Copy every line of the records below that holds the word "React".
[START OF PROVIDED MATERIAL]
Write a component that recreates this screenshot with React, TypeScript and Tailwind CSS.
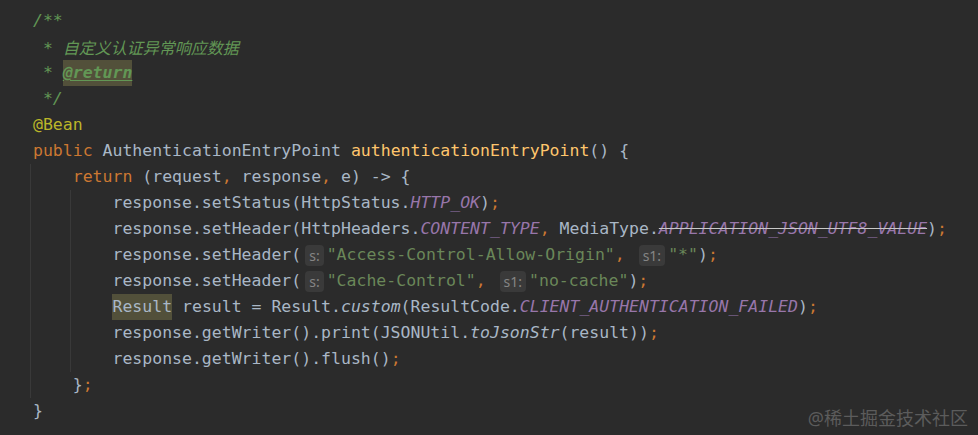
[END OF PROVIDED MATERIAL]
[START OF PROVIDED MATERIAL]
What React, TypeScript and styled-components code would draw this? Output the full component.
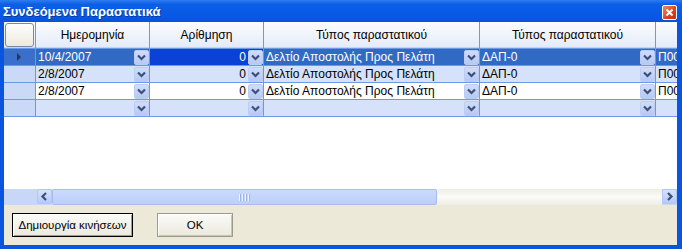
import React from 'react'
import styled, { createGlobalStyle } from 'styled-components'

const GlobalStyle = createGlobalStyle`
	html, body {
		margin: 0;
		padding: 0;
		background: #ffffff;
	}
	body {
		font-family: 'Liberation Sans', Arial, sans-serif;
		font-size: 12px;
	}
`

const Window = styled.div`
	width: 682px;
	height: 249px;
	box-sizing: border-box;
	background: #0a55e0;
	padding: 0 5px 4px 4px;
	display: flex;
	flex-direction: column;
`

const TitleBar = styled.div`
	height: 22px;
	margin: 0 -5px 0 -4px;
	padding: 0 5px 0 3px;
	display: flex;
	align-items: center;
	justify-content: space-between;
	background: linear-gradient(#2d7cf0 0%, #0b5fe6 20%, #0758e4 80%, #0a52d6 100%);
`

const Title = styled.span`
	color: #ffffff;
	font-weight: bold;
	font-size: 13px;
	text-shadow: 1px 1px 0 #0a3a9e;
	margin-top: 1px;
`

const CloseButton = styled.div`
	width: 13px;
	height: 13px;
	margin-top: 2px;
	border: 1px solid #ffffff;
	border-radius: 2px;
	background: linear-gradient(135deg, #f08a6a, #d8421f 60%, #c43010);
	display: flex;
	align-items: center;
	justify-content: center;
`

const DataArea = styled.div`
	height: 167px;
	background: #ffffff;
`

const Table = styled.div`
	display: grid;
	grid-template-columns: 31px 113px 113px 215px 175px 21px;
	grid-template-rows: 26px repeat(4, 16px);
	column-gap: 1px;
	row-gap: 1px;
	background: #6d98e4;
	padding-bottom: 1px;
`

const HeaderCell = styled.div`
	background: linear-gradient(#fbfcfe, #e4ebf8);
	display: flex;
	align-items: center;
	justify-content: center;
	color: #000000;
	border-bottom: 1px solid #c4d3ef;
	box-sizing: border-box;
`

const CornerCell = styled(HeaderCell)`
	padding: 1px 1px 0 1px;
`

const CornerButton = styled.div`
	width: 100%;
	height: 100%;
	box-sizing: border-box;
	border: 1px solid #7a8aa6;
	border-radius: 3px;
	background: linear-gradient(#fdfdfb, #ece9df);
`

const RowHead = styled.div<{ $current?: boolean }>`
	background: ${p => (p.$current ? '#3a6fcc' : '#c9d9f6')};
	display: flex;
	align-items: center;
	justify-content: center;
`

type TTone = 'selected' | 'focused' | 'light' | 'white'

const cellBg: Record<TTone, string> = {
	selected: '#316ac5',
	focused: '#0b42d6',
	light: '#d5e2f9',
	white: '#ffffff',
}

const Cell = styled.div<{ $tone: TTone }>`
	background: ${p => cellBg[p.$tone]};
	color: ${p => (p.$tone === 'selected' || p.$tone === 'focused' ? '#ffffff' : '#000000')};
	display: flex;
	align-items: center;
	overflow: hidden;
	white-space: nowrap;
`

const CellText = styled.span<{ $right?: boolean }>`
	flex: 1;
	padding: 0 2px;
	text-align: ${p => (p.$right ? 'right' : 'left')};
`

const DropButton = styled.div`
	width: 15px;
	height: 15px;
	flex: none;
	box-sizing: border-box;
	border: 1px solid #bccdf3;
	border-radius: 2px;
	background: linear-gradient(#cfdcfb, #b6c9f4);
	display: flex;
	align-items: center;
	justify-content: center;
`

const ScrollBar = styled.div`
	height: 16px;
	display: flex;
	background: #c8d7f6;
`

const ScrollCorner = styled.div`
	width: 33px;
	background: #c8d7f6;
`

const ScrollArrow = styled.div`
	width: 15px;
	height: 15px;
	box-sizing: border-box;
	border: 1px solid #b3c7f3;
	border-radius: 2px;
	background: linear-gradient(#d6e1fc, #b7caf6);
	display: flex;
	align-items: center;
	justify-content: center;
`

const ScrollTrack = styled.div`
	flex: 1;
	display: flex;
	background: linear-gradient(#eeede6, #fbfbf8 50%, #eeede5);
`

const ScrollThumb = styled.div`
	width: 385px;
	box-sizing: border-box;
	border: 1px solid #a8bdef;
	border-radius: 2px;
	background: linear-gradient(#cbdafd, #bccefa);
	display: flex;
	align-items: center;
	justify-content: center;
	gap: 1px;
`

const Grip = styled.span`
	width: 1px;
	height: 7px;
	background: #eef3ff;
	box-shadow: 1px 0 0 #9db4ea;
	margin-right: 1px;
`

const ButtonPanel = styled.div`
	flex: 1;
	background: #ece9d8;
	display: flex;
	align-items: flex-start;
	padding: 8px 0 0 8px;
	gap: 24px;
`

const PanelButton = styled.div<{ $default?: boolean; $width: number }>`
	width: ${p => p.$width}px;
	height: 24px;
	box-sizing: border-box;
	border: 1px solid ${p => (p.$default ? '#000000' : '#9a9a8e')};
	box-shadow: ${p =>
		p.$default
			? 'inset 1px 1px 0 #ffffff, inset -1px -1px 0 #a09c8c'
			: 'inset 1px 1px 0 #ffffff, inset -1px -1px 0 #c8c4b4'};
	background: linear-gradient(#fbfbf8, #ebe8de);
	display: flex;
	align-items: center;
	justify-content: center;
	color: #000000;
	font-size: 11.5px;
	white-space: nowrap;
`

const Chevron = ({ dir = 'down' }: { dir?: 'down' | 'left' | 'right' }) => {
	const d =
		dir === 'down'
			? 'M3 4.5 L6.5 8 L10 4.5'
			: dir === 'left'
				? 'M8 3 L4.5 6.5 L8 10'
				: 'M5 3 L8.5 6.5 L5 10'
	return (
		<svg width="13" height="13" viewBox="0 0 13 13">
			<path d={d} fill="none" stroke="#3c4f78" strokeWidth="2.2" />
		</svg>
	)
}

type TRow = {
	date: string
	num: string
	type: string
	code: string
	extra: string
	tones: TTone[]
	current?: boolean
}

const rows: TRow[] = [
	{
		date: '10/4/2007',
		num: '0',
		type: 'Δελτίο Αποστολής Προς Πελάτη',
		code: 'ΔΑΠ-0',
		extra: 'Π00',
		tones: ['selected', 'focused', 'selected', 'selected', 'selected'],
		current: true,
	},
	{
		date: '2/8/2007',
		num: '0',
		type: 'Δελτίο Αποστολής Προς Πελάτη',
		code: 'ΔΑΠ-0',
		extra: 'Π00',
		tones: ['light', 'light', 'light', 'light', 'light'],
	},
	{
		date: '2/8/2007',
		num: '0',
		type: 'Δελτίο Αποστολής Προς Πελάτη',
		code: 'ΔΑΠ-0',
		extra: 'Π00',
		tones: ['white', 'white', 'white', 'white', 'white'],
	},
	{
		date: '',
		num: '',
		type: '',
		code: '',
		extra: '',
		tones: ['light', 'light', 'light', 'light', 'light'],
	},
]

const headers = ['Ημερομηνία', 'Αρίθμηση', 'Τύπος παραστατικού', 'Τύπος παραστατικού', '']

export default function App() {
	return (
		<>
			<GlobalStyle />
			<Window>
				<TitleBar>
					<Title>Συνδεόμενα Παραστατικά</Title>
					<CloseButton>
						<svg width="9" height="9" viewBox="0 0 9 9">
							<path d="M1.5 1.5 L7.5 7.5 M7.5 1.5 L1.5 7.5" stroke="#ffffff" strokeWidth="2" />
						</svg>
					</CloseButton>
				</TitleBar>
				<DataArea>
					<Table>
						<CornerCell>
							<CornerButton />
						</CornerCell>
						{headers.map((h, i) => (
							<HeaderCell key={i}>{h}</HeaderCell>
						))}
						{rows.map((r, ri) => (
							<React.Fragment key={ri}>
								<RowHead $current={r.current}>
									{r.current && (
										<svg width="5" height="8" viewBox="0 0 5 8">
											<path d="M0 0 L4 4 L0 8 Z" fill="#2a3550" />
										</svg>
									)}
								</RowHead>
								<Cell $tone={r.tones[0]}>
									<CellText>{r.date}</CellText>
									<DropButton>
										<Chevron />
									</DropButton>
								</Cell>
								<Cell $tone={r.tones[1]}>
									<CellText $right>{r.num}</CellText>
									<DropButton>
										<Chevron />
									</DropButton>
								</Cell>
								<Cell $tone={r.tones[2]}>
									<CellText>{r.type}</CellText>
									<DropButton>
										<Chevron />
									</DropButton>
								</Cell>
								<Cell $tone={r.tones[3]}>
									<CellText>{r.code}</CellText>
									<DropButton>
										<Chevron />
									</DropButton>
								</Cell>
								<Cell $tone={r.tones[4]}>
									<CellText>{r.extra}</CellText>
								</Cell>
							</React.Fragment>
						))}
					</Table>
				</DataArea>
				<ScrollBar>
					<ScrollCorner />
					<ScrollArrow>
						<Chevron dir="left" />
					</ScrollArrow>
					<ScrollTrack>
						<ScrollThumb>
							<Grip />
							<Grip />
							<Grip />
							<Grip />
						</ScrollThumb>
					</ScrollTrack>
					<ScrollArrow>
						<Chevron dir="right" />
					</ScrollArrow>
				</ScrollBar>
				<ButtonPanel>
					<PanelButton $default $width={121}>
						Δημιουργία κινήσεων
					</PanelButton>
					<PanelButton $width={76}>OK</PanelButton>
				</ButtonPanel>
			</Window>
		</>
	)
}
[END OF PROVIDED MATERIAL]
● **FULL SOLUTION**:
Write a component that recreates this screenshot with React, TypeScript and Tailwind CSS.
What React, TypeScript and styled-components code would draw this? Output the full component.
import React from 'react'
							<React.Fragment key={ri}>
							</React.Fragment>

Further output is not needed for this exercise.